BOSTON (CBS) — They are potentially life-saving devices for people with severe food allergies.
But after a worldwide recall of the EpiPen, some families say they had to wait far too long for a replacement. And they are criticizing Mylan, the company that manufactures the devices, for how it has managed the process.
At first glance, Nolan Maxwell is the typical, active 10-year-old who likes to shoot hoops immediately after getting home from school.
However, like a growing number of kids, Nolan has to be extra vigilant about what he eats. The fourth-grader has a life-threatening food allergy to peanuts and tree nuts.
For that reason, a set of EpiPens is never far away. The Clinton, Mass. elementary student always carries them in his backpack and keeps an extra set at school and at home.
“I can’t ever forget them,” he told WBZ. “It’s my life.”
So when Mylan recently announced the massive recall, Nolan’s mom, Melissa, immediately checked the website and looked to see if any of their EpiPens could be potentially defective.
“My first reaction was panic,” Melissa expressed.
It turned out the set Nolan keeps at school needed to be replaced, so Melissa contacted the recall phone number provided by Mylan to get a voucher.
“When I called, they told me the hold time was 97 minutes and it was longer than that until I finally talked to a person,” she recalled.
After finally speaking with a representative, Melissa said she was told the call center would get back to her at a later date with her voucher information.
When she protested waiting longer, Melissa said the representative told her, “It’s not a problem. The medicine that is in there is still fine. You just might have to push harder to get it out.”
Growing angry, Melissa asked to speak with a supervisor. That person only made the situation worse, she said.
“At that point, the supervisor said, ‘I don’t know what your circumstances are, but emergency medical services should be available in your area if there’s truly an emergency.’ It was an incredibly ill-informed and insensitive thing to tell a person whose child has life-threatening food allergies,” Melissa said.
After the phone conversation, Melissa checked a food allergies Facebook group for mothers and read about similar frustrations over the recall process. Other moms described calling to get voucher information and never hearing back.
It is the latest dose of bad news for the pharmaceutical giant, which faced backlash and even congressional hearings last year over price-gouging allegations.
“I’m appalled at how poorly they handled it,” Melissa said. “It’s like they don’t even care about their reputation.”
WBZ reached out to Mylan and a spokesperson acknowledged a bumpy rollout to the recall process.
“We are aware that callers have experienced extended wait times and sincerely apologize for the inconvenience,” the company said in an email. “We have worked closely with Stericycle, our recall management vendor, to increase staff trained to manage calls more quickly and reduce call wait times.”

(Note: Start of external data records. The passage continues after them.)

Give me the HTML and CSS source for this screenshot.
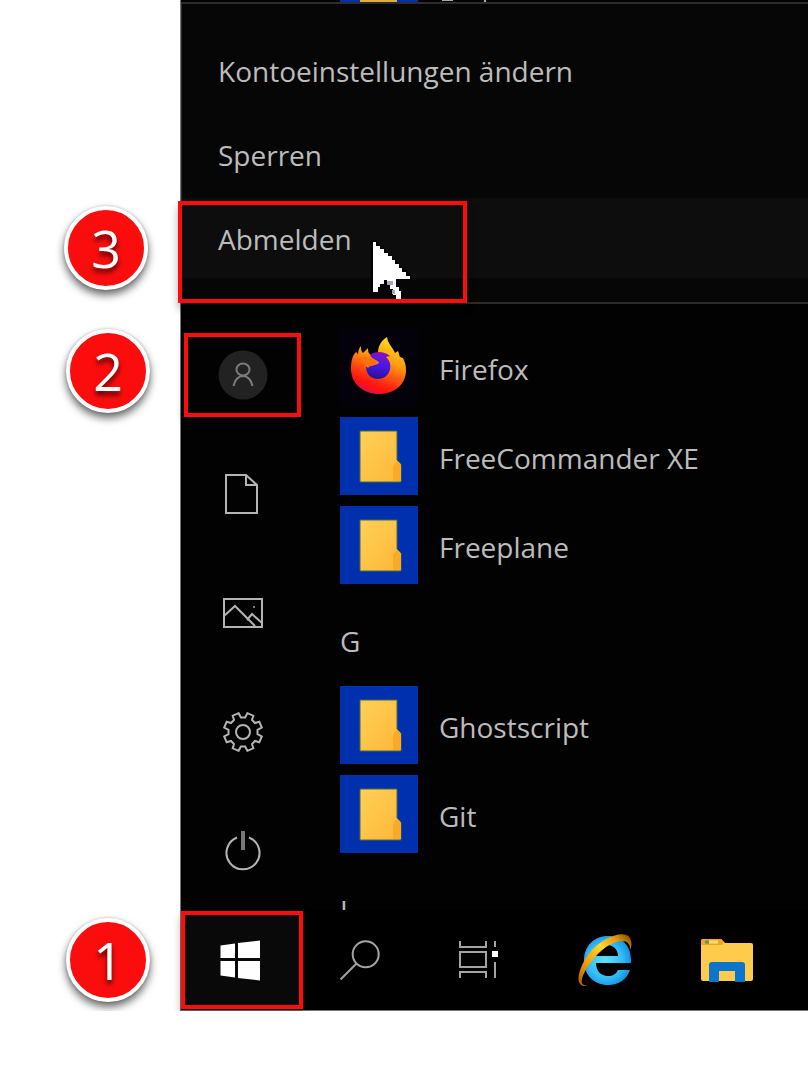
FILE: index.html
```html
<!DOCTYPE html>
<html lang="de">
<head>
<meta charset="utf-8">
<meta name="viewport" content="width=device-width, initial-scale=1">
<title>Abmelden</title>
<link rel="stylesheet" href="styles.css">
</head>
<body>
<svg class="defs" aria-hidden="true">
  <defs>
    <linearGradient id="paper" x1="0" y1="0" x2="1" y2="1"><stop offset="0" stop-color="#ffd058"/><stop offset="1" stop-color="#fdb736"/></linearGradient>
    <linearGradient id="fox" x1=".75" y1="0" x2=".35" y2="1"><stop offset="0" stop-color="#ffe21a"/><stop offset=".4" stop-color="#ff9a12"/><stop offset=".65" stop-color="#ff4a10"/><stop offset=".85" stop-color="#ff1410"/><stop offset="1" stop-color="#e0103c"/></linearGradient>
    <linearGradient id="globe" x1=".6" y1="0" x2=".4" y2="1"><stop offset="0" stop-color="#8c10c0"/><stop offset=".5" stop-color="#4518e8"/><stop offset="1" stop-color="#28128c"/></linearGradient>
    <radialGradient id="ie" cx=".45" cy=".5" r=".6"><stop offset="0" stop-color="#5fe2fa"/><stop offset=".6" stop-color="#35bdf5"/><stop offset="1" stop-color="#0d86e0"/></radialGradient>
    <linearGradient id="ring" x1="0" y1="1" x2="1" y2="0"><stop offset="0" stop-color="#a85c00"/><stop offset=".3" stop-color="#f59c08"/><stop offset=".6" stop-color="#ffd92e"/><stop offset=".8" stop-color="#e89a10"/><stop offset="1" stop-color="#704000"/></linearGradient>
    <symbol id="folder" viewBox="0 0 78 78">
      <rect width="78" height="78" fill="#0030ae"/>
      <path d="M20 14h37v29l4 4v18H20z" fill="url(#paper)" stroke="#456b45" stroke-width="1"/>
      <path d="M53 64V49l4-5 4 4v16z" fill="#f9aa27"/>
    </symbol>
  </defs>
</svg>
<main class="screen">
  <svg class="sliver" width="160" height="2" viewBox="0 0 160 2" aria-hidden="true"><path d="M0 0h78v2H0z" fill="#0030ae"/><path d="M20 0h37v2H20z" fill="#e0ad40"/><path d="M102 0h11v1h-11zM144 0h2v2h-2z" fill="#aaa"/></svg>

  <nav class="account" aria-label="Konto">
    <button class="account-item" type="button">Kontoeinstellungen ändern</button>
    <button class="account-item" type="button">Sperren</button>
    <div class="marked">
      <button class="account-item active" type="button">Abmelden</button>
      <svg class="cursor" width="44" height="64" viewBox="0 0 44 64" aria-hidden="true"><path d="M4 5h4l4 4 4 4 4 4 4 4 4 4 4 4 4 4 4 4 3 3v4H29v6l4 5v7h-7l-4-8v-6h-4l-5 4-4 5H4z" transform="translate(-2 -2)"/><path d="M4 5h3v4h4v3h4v4h4v3h4v4h3v4h4v4h3v4h4v4h4v3H27v8h3v4h2v8h-5v-4h-3v-6h-3v-6h-3v-3h-3v4h-4v3H9v5H4z" fill="#fff"/><path d="M18 44h6v4h-6zM23 53h3v4h-3z" fill="#a9a6b8"/></svg>
      <span class="frame frame-signout"></span>
      <span class="badge badge-signout">3</span>
    </div>
  </nav>

  <div class="start">
    <nav class="rail" aria-label="Startleiste">
      <div class="marked">
        <button class="rail-item" type="button" aria-label="Konto"><svg width="50" height="50" viewBox="0 0 50 50"><circle cx="25" cy="25" r="24.500" fill="#222"/><g class="line user"><ellipse cx="25" cy="19.500" rx="6.500" ry="6"/><path d="M15.500 36c1-6 5-10 9.500-10s8.500 4 9.500 10"/></g></svg></button>
        <span class="frame frame-user"></span>
        <span class="badge badge-user">2</span>
      </div>
      <button class="rail-item" type="button" aria-label="Dokumente"><svg width="40" height="40" viewBox="0 0 40 40"><g class="line"><path d="M3 1h20l11 10v28H3zM23 1v10h11"/></g></svg></button>
      <button class="rail-item" type="button" aria-label="Bilder"><svg width="40" height="40" viewBox="0 0 40 40"><g class="line"><path d="M1 6h38v28H1zM1 23l11-10 20 20M24 27l5-6 10 9"/></g><circle cx="31" cy="14" r="1" fill="#aaa"/></svg></button>
      <button class="rail-item" type="button" aria-label="Einstellungen"><svg width="40" height="40" viewBox="0 0 40 40"><g class="line"><circle cx="20" cy="20" r="7"/><path d="M17.900 5.500h4.200L24.400 1.200l5.900 2.500L29 8l3 3 4.300-1.300 2.500 5.900-4.300 2.300v4.200l4.300 2.300-2.500 5.900L32 29l-3 3 1.300 4.300-5.900 2.500-2.300-4.300h-4.200l-2.300 4.300-5.900-2.500L11 32l-3-3-4.300 1.300-2.500-5.900 4.300-2.300v-4.200l-4.300-2.300 2.500-5.900L8 11l3-3-1.300-4.300 5.900-2.500z"/></g></svg></button>
      <button class="rail-item" type="button" aria-label="Ein/Aus"><svg width="40" height="40" viewBox="0 0 40 40"><g class="line"><path d="M14 6.500a16.500 16.500 0 1 0 12 0"/></g><path d="M20 0v19" stroke="#777" stroke-width="4"/></svg></button>
    </nav>

    <div class="apps">
      <a class="app" href="#firefox"><svg width="78" height="78" viewBox="0 0 78 78" aria-hidden="true"><rect width="78" height="78" fill="#03010a"/><path d="M21 18c0 3 0 5 2 7l5-5c0 4 1 7 4 7l6-2c0-8 4-13 9-16 1 7 5 9 8 16l3-2c1 2 1 4 2 6l3 1c2 4 3 8 3 12 0 15-12 24-27 24S11 56 11 41c0-7 1-13 5-17 1 1 2 2 2 3 0-4 1-7 3-9z" fill="url(#fox)"/><path d="M30 27c5-4 14-4 20 1l-4 1c4 4 5 8 4 12-1 6-6 10-12 10-7 0-12-5-12-12 4-2 10-1 13-4 0-3-7-3-9-8z" fill="url(#globe)"/><path d="M19 31c7-4 13-1 19 3-2 4-8 3-10 6-3-3-4-6-9-9z" fill="#ff7208"/></svg><span>Firefox</span></a>
      <a class="app" href="#freecommander"><svg width="78" height="78" aria-hidden="true"><use href="#folder"/></svg><span>FreeCommander XE</span></a>
      <a class="app" href="#freeplane"><svg width="78" height="78" aria-hidden="true"><use href="#folder"/></svg><span>Freeplane</span></a>
      <div class="letter">G</div>
      <a class="app" href="#ghostscript"><svg width="78" height="78" aria-hidden="true"><use href="#folder"/></svg><span>Ghostscript</span></a>
      <a class="app" href="#git"><svg width="78" height="78" aria-hidden="true"><use href="#folder"/></svg><span>Git</span></a>
      <div class="letter-clip"><div class="letter">I</div></div>
    </div>
  </div>

  <footer class="taskbar">
    <div class="marked">
      <button class="task task-start" type="button" aria-label="Start"><svg width="120" height="100" viewBox="0 0 120 100"><path d="M39.500 35.500 54 33.500V48H39.500zM57 33l22-2.500V48H57zM39.500 51H54v16.500l-14.500-2zM57 51h22v19.500L57 68z" fill="#fff"/></svg></button>
      <span class="frame frame-start"></span>
      <span class="badge badge-start">1</span>
    </div>
    <button class="task" type="button" aria-label="Suche"><svg width="120" height="100" viewBox="0 0 120 100"><g class="line thin"><circle cx="64.700" cy="44.300" r="13"/><path d="M55.500 53.500l-16 16"/></g></svg></button>
    <button class="task" type="button" aria-label="Taskansicht"><svg width="120" height="100" viewBox="0 0 120 100"><g class="line thin"><path d="M39 31v6h26v-6M39 42h26v15H39zM39 68v-6h26v6M74 31v6M74 52v16"/></g><path d="M71 41h6v6h-6z" fill="#fff"/></svg></button>
    <button class="task" type="button" aria-label="Internet Explorer"><svg width="120" height="100" viewBox="0 0 120 100"><path d="M90 53H55c0 8 5 13 12 13 5 0 8-2 10-6h12c-3 9-11 15-22 15-14 0-24-10-24-24 0-15 10-25 24-25 14 0 23 10 23 24zM55 46h22c0-6-4-11-11-11-6 0-10 5-11 11z" fill="url(#ie)" fill-rule="evenodd"/><path d="M47 75c-11 5-14-10 0-30 13-18 37-26 42-17 2 4 2 8 0 12 1-11-11-12-24-3C54 45 43 60 41 69c-1 5 1 7 6 6z" fill="url(#ring)"/></svg></button>
    <button class="task" type="button" aria-label="Explorer"><svg width="120" height="100" viewBox="0 0 120 100"><path d="M40 31q0-2 2-2h18l4 4h26q2 0 2 2v34q0 2-2 2H42q-2 0-2-2z" fill="#ffcb4c"/><path d="M40 31q0-2 2-2h18l3 3-2 3H40z" fill="#f9a51b"/><path d="M48 30.500h9v3h-9z" fill="#ffdc72"/><path d="M44 30.500h4v3h-4z" fill="#4d9e60"/><path d="M48 72V55q0-3 3-3h30q3 0 3 3v17H74V61H58v11z" fill="#0b75cc"/></svg></button>
  </footer>
</main>
</body>
</html>
```
FILE: styles.css
```css
* {
  box-sizing: border-box;
}

body {
  margin: 0;
  background: #fff;
  color: #bcbcbc;
  font: 400 28px/40px "Open Sans", "Noto Sans", sans-serif;
}

button {
  margin: 0;
  padding: 0;
  border: 0;
  background: none;
  color: inherit;
  font: inherit;
  text-align: left;
}

svg {
  display: block;
}

.defs {
  position: absolute;
  width: 0;
  height: 0;
}

.screen {
  margin-left: 180px;
  border-left: 1px solid #777;
  border-bottom: 1px solid #777;
  background: #020202;
}

.sliver {
  margin-left: 159px;
}

.marked {
  position: relative;
}

/* Account flyout */
.account {
  display: flex;
  flex-direction: column;
  gap: 4px;
  padding: 26px 0 24px;
  border: solid #2c2c2c;
  border-width: 2px 0 2px 1px;
  background: #060606;
}

.account-item {
  display: block;
  width: 100%;
  height: 80px;
  padding: 2px 36px 0;
}

.active {
  background: #0d0d0d;
}

.cursor {
  position: absolute;
  left: 187px;
  top: 39px;
}

/* Start menu */
.start {
  display: flex;
}

.rail {
  display: flex;
  flex-direction: column;
  flex: 0 0 124px;
  padding-top: 11px;
}

.rail-item {
  display: flex;
  align-items: center;
  justify-content: center;
  width: 100%;
  height: 119px;
}

.line {
  fill: none;
  stroke: #b4b4b4;
  stroke-width: 2;
}

.user {
  stroke: #7c7c7c;
}

.thin {
  stroke: #a4a4a4;
}

.apps {
  display: flex;
  flex: 1;
  flex-direction: column;
  gap: 11px;
  padding: 24px 0 0 35px;
}

.app {
  display: flex;
  align-items: center;
  gap: 21px;
  height: 78px;
  color: inherit;
  text-decoration: none;
}

.app span {
  padding-top: 3px;
}

.letter {
  height: 80px;
  padding-top: 26px;
}

.letter-clip {
  height: 46px;
  overflow: hidden;
}

/* Taskbar */
.taskbar {
  display: flex;
  background: #000;
}

.task {
  display: block;
  width: 120px;
  height: 100px;
}

.task-start {
  background: #090909;
}

/* Step markers */
.frame {
  position: absolute;
  border: 4px solid #fb0d0d;
  box-shadow: 0 6px 8px rgba(0, 0, 0, .3);
  pointer-events: none;
}

.frame-signout {
  left: -4px;
  top: 3px;
  width: 289px;
  height: 102px;
}

.frame-user {
  left: 3px;
  top: 18px;
  width: 117px;
  height: 84px;
}

.frame-start {
  left: 0;
  top: 1px;
  width: 122px;
  height: 98px;
}

.badge {
  position: absolute;
  display: flex;
  align-items: center;
  justify-content: center;
  width: 84px;
  height: 84px;
  border: 4px solid #fff;
  border-radius: 50%;
  background: #fb0d0d;
  box-shadow: 0 5px 8px rgba(0, 0, 0, .6), 0 0 3px rgba(0, 0, 0, .2);
  color: #fff;
  font: 400 52px/60px "Open Sans", "Noto Sans", sans-serif;
  text-shadow: 0 4px 5px rgba(0, 0, 0, .7);
}

.badge-signout {
  left: -118px;
  top: 8px;
}

.badge-user {
  left: -115px;
  top: 14px;
}

.badge-start {
  left: -115px;
  top: 8px;
}
```
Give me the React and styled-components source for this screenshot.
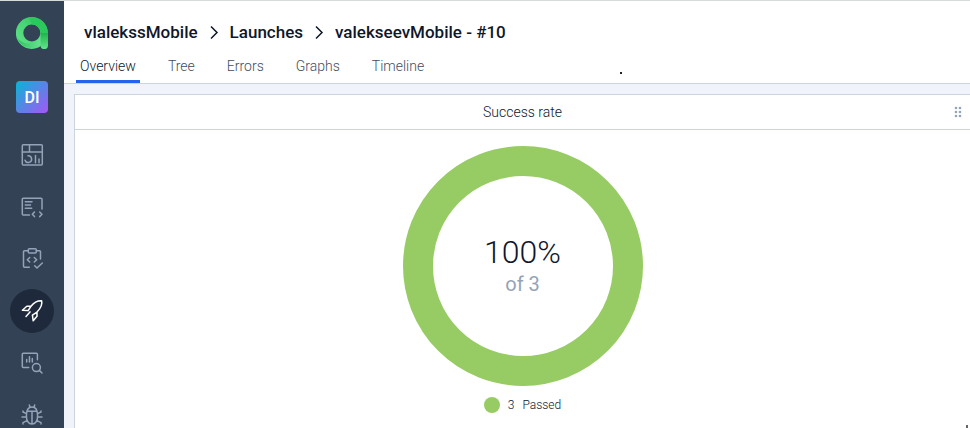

Mylan told WBZ that average wait times are now averaging less than 10 seconds.
Melissa also received a phone call from a Mylan representative, who apologized and offered to ensure she received the needed voucher information.
But Melissa said her son is fortunate enough to own several sets of EpiPens. She worries about families who can only afford one pack that is now affected by the recall.
“It’s absolutely critical that families who need them have access to them immediately,” she said. “It’s life-saving medication.”
Mylan said it is important food allergy patients continue to carry their current EpiPen until they receive a replacement device.